Given this level of complexity, we would expect that search strategies almost always use heuristics and trial-and-error rather than purely analytic optimization.
In subsequent posts, I plan to analyze this hypothesis from several different angles. I also hope to come up with some predictions that someone could test. But I thought it would be useful to throw out some gross speculation right now to show how this insight crystallized my thinking and pique your interest in exploring further:
– The value of a firm is the present value of the profit stream from actual current production functions plus the option value of potential future production functions.
– Large firms tend to explore neighborhoods of production function space relatively near the surfaces defined by their current products.
– Startups tend to explore neighborhoods of production function space relatively distant from the surfaces defined by everyone else’s current products.
– Firms that have released successful new products are more valuable because this success implies greater skill in searching production functions space.

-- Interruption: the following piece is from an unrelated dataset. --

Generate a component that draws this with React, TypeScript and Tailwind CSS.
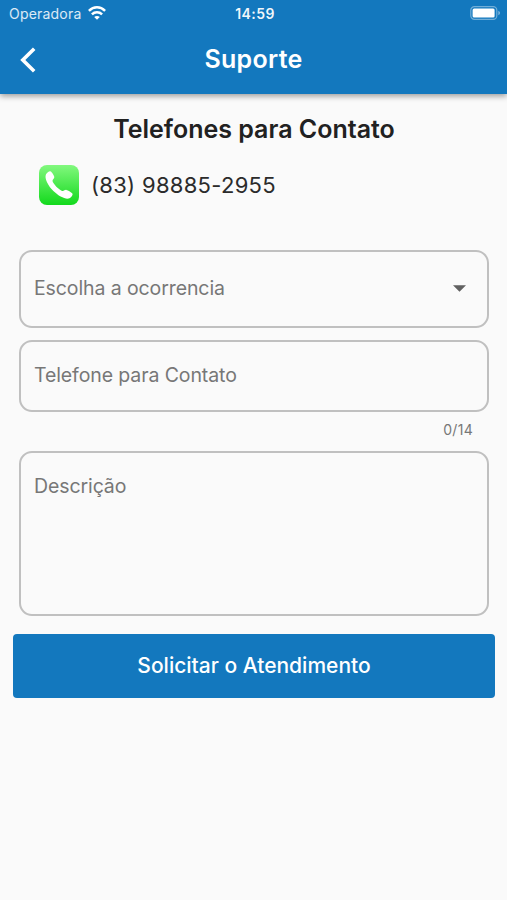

– Firms that have released successful new products are also more valuable because they then have a larger beachhead from which to explore greater regions of production function space in the future. Luck counts.
– Large firms acquire startups in part to increase their ability to search more distant regions of production function space.
– Due to network effects among colleagues and the uniqueness of each firm’s endowments, a given firm’s ability to search production function space is proportional to the number of employees it has and their length of service.
– It is harder to observe the true contribution of a particular employee to searching production function space than it is to observe the true contributions of an employee to a specific production function. Therefore, the principal-agent problem is worse than we think.
– Because the ability to search production function space increases with the number of people involved, “empire building” is a rational strategy for an employee to increase both his apparent and his actual value to the firm.